Records for the task
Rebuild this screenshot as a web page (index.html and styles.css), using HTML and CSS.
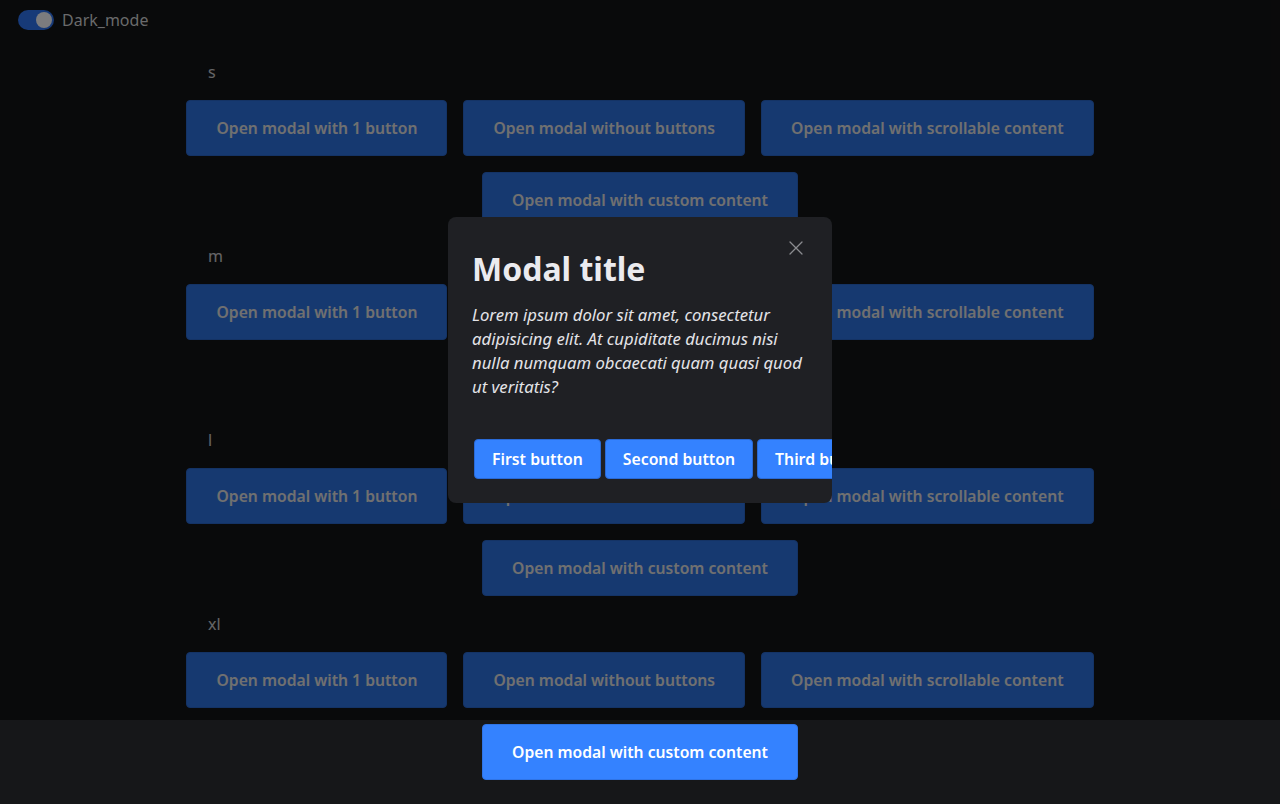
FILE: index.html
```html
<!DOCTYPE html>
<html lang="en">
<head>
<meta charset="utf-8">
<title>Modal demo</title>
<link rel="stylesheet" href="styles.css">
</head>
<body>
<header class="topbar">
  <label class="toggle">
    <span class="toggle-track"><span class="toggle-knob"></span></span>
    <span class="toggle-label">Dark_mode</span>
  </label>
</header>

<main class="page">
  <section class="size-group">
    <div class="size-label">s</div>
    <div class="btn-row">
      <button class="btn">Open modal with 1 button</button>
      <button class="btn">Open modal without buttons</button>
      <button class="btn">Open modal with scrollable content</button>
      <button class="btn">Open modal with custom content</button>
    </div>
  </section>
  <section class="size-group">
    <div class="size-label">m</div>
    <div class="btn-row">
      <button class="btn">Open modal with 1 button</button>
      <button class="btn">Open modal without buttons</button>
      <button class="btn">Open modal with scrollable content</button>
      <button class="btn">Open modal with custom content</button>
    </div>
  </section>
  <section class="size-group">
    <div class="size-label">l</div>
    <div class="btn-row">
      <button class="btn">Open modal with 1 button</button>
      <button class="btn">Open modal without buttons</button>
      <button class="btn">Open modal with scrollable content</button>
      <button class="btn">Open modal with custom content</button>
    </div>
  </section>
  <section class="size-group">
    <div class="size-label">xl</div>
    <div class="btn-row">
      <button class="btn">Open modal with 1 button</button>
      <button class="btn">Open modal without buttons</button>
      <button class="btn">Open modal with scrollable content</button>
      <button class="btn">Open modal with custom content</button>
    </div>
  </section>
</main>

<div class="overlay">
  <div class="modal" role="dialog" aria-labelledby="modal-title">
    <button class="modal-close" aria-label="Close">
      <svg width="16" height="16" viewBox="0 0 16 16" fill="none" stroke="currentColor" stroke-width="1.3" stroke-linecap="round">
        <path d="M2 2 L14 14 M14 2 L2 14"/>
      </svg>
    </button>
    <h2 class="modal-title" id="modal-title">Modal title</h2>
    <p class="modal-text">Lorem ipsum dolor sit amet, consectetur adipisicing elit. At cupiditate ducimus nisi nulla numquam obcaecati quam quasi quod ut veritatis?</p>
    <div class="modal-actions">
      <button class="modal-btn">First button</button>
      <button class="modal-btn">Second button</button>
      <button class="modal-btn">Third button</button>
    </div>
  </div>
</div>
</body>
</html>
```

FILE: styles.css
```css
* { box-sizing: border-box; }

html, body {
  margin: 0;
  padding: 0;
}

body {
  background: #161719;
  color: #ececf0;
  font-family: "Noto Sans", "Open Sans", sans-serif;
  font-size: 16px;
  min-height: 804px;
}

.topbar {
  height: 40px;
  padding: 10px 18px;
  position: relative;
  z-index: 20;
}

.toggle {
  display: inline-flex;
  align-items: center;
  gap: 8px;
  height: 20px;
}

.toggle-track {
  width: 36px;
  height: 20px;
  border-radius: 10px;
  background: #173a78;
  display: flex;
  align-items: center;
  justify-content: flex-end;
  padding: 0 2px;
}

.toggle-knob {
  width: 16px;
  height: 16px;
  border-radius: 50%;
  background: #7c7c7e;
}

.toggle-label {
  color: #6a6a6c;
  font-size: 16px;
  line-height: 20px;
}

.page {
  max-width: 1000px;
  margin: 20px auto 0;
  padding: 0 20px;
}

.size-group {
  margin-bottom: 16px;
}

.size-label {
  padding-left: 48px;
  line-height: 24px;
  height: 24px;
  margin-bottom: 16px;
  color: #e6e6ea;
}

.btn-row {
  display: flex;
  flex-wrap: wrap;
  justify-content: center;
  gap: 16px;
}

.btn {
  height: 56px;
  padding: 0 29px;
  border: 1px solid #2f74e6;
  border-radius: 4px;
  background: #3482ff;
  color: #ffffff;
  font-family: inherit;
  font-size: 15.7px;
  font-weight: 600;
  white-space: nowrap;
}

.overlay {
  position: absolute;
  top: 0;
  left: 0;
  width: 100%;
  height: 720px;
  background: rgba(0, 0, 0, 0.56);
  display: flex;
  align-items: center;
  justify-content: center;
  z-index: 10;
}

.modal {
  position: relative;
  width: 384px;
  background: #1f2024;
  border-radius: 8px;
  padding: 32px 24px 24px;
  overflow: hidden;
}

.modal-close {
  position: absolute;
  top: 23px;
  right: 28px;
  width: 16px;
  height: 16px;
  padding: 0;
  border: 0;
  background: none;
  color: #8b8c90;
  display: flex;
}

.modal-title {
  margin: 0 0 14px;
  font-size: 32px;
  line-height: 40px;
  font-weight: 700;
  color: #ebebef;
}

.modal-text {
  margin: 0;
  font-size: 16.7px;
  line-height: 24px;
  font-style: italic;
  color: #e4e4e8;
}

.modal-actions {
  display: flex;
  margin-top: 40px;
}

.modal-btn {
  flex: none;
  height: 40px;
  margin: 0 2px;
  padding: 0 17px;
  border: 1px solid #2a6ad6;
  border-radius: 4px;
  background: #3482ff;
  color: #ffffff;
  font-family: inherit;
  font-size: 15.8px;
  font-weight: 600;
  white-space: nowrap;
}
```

...

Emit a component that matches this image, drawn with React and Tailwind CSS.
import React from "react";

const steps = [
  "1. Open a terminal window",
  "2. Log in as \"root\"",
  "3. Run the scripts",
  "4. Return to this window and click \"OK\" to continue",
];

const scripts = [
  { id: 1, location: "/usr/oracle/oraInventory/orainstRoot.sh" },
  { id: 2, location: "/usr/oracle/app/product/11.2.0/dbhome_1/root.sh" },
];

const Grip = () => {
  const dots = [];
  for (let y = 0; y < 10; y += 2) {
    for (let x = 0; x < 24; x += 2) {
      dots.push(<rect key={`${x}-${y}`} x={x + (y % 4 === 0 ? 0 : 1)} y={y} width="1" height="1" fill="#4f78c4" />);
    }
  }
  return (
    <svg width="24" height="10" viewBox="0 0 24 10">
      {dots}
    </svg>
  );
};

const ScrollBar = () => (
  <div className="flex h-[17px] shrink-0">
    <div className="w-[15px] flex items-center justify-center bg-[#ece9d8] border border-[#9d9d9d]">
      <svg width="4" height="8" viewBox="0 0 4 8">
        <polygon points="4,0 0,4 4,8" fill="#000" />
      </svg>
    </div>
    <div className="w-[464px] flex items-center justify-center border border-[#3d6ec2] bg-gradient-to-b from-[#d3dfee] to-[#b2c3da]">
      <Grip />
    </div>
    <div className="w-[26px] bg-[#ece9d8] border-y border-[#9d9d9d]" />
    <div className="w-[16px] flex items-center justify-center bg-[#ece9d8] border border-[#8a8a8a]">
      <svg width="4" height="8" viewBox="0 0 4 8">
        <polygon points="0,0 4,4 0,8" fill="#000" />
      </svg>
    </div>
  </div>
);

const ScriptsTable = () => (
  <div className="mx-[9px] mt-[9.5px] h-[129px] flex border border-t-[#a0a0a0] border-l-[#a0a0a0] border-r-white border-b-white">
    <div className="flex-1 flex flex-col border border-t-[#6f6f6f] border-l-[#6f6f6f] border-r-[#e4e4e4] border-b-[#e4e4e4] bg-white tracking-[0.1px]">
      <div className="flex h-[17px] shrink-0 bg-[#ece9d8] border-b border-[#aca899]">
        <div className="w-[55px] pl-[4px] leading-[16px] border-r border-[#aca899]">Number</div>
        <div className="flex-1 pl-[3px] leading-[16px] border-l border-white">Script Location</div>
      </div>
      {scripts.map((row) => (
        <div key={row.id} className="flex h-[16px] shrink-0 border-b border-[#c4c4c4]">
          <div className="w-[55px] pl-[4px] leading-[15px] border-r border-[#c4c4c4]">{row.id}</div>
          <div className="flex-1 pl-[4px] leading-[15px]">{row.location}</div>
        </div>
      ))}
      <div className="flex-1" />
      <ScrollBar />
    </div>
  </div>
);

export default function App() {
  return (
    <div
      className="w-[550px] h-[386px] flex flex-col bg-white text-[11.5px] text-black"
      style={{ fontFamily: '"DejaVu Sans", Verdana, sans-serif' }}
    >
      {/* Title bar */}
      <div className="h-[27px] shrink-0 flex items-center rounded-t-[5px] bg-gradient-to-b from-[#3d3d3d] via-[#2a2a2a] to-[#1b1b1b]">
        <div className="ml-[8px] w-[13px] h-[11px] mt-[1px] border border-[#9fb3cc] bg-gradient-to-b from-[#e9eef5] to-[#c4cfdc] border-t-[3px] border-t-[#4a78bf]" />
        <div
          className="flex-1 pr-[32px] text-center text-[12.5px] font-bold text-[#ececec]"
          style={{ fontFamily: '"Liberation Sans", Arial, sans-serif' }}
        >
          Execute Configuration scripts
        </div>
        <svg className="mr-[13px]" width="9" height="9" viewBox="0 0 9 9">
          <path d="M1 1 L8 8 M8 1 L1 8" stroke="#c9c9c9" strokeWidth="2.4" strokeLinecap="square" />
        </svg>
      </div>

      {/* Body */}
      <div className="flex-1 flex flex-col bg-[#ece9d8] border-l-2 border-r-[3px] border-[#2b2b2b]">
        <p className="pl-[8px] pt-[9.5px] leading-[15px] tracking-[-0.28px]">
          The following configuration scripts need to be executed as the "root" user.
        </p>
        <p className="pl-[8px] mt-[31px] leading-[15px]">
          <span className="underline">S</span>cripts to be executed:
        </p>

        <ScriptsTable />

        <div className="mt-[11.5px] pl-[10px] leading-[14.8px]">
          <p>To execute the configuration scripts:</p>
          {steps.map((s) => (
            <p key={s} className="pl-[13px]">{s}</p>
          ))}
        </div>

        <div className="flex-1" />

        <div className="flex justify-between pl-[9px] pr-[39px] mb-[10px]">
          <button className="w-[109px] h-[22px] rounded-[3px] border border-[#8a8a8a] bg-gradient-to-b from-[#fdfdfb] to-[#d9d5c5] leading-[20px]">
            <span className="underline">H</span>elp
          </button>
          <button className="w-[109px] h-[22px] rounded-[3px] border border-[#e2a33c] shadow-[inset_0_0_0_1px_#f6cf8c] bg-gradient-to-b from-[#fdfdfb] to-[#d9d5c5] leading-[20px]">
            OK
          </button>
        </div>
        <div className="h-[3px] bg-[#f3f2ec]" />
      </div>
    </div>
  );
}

* * *

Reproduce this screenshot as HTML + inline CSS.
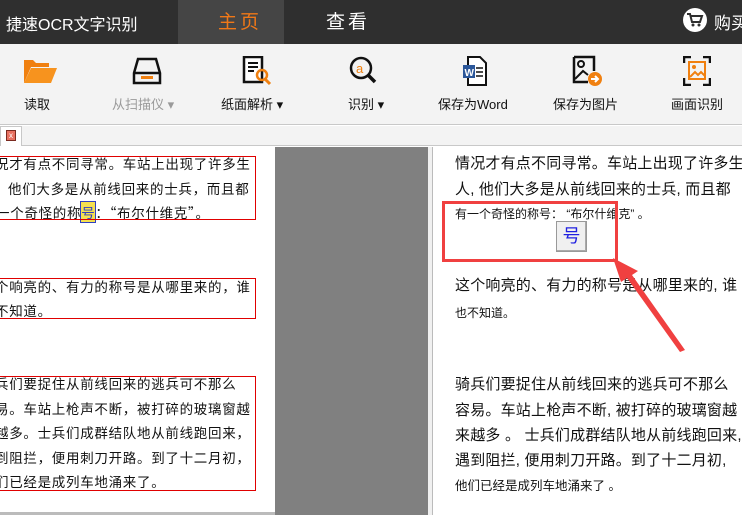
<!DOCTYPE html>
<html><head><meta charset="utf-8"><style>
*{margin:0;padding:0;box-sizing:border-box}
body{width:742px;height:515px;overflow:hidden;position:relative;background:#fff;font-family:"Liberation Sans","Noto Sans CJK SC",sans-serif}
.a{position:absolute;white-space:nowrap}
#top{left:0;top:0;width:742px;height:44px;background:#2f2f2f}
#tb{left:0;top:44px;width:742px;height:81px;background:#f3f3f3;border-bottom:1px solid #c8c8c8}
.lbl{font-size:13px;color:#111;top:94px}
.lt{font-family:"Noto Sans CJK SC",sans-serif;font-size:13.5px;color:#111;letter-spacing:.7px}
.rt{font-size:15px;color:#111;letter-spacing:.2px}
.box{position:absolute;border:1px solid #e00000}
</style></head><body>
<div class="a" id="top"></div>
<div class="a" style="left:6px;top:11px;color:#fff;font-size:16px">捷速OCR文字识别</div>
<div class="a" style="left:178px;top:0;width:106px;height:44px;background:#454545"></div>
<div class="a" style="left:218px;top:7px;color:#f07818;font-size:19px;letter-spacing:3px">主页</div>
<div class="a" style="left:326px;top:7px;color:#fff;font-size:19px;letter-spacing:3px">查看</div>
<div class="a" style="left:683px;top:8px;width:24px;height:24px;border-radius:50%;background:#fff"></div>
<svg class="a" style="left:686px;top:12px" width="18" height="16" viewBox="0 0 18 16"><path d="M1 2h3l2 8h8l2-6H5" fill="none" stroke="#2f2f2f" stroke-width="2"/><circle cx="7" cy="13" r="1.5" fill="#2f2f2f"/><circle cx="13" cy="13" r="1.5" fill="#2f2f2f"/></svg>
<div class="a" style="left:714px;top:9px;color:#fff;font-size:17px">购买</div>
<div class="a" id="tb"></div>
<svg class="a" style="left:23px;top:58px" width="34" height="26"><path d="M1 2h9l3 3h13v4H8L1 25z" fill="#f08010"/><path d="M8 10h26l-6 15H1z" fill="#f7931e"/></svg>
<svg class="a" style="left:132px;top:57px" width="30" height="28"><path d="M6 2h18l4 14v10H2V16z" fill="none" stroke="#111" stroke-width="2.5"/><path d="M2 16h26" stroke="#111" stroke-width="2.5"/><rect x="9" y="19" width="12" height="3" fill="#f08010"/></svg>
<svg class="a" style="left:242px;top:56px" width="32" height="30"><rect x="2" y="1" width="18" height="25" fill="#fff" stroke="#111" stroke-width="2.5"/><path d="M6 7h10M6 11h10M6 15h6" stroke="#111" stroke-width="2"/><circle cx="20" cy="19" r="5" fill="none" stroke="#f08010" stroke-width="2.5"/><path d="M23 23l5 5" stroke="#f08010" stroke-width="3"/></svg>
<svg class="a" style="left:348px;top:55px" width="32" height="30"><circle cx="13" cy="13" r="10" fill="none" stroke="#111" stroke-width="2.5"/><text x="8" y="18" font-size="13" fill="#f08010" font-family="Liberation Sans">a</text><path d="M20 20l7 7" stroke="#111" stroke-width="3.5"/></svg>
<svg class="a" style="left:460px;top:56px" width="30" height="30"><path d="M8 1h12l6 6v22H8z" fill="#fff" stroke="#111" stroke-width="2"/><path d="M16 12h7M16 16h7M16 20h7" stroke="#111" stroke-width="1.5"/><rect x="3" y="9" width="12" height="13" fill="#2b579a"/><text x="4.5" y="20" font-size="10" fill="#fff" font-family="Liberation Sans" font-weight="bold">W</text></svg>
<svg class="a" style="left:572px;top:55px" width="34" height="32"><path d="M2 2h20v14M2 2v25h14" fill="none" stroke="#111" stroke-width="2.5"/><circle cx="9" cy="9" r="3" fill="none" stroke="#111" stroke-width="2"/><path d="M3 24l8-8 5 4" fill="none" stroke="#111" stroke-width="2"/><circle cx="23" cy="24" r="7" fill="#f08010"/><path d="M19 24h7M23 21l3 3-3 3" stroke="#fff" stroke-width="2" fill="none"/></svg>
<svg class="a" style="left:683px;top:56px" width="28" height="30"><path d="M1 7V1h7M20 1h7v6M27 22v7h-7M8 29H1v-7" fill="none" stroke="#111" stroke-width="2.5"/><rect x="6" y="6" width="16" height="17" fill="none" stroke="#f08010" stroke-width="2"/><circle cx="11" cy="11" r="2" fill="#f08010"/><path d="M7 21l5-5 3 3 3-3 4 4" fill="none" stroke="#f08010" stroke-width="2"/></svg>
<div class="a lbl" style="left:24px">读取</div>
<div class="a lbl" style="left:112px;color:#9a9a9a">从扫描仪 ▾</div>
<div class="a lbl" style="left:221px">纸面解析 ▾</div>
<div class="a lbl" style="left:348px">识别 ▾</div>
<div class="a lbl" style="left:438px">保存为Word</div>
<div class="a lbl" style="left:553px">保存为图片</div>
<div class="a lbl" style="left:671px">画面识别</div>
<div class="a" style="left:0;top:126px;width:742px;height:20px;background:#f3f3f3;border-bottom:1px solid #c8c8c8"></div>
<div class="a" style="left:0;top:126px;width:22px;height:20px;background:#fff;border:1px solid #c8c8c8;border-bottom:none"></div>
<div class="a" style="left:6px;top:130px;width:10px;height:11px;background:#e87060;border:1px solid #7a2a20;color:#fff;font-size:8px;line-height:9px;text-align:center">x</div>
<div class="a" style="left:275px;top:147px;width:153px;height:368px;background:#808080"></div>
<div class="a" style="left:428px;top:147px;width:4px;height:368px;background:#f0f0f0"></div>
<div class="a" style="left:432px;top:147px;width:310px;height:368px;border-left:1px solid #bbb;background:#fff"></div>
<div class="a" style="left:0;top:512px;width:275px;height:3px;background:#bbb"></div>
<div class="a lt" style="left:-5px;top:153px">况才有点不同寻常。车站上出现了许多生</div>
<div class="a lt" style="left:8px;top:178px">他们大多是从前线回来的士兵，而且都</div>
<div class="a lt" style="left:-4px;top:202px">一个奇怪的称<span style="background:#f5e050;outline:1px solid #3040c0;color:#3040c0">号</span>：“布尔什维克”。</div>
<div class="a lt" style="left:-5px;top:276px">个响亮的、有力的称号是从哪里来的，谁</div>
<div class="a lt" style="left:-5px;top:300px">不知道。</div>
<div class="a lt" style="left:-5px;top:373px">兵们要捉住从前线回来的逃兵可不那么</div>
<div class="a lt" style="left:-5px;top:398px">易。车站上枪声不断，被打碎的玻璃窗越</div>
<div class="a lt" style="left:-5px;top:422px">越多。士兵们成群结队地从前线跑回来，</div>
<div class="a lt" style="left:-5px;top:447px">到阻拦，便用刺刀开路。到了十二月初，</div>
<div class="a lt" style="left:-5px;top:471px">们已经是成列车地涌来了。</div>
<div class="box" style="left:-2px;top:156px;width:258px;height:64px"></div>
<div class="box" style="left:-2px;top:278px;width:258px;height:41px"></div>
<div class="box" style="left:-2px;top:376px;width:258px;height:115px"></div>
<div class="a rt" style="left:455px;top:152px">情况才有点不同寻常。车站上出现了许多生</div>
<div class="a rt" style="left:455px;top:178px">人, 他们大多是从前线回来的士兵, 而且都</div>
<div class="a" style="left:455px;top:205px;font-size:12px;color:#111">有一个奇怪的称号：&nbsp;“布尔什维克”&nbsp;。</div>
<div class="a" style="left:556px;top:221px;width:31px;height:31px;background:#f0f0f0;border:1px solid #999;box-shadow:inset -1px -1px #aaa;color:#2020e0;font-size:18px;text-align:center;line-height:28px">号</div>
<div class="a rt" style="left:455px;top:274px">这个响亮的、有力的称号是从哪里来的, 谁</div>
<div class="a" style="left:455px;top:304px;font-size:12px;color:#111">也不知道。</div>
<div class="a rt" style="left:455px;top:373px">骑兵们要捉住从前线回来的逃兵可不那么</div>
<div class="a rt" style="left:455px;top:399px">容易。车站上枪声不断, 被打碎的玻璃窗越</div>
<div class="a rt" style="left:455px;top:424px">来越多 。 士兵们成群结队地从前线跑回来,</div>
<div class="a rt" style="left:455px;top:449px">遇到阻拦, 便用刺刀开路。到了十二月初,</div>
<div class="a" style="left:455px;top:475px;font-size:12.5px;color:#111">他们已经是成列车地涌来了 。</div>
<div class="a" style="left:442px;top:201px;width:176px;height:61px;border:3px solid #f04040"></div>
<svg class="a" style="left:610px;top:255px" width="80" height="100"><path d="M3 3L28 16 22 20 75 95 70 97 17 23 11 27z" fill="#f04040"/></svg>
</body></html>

Short task
Pick out each line in the material containing "styles".

Solution to the exercise
Rebuild this screenshot as a web page (index.html and styles.css), using HTML and CSS.
<link rel="stylesheet" href="styles.css">
FILE: styles.css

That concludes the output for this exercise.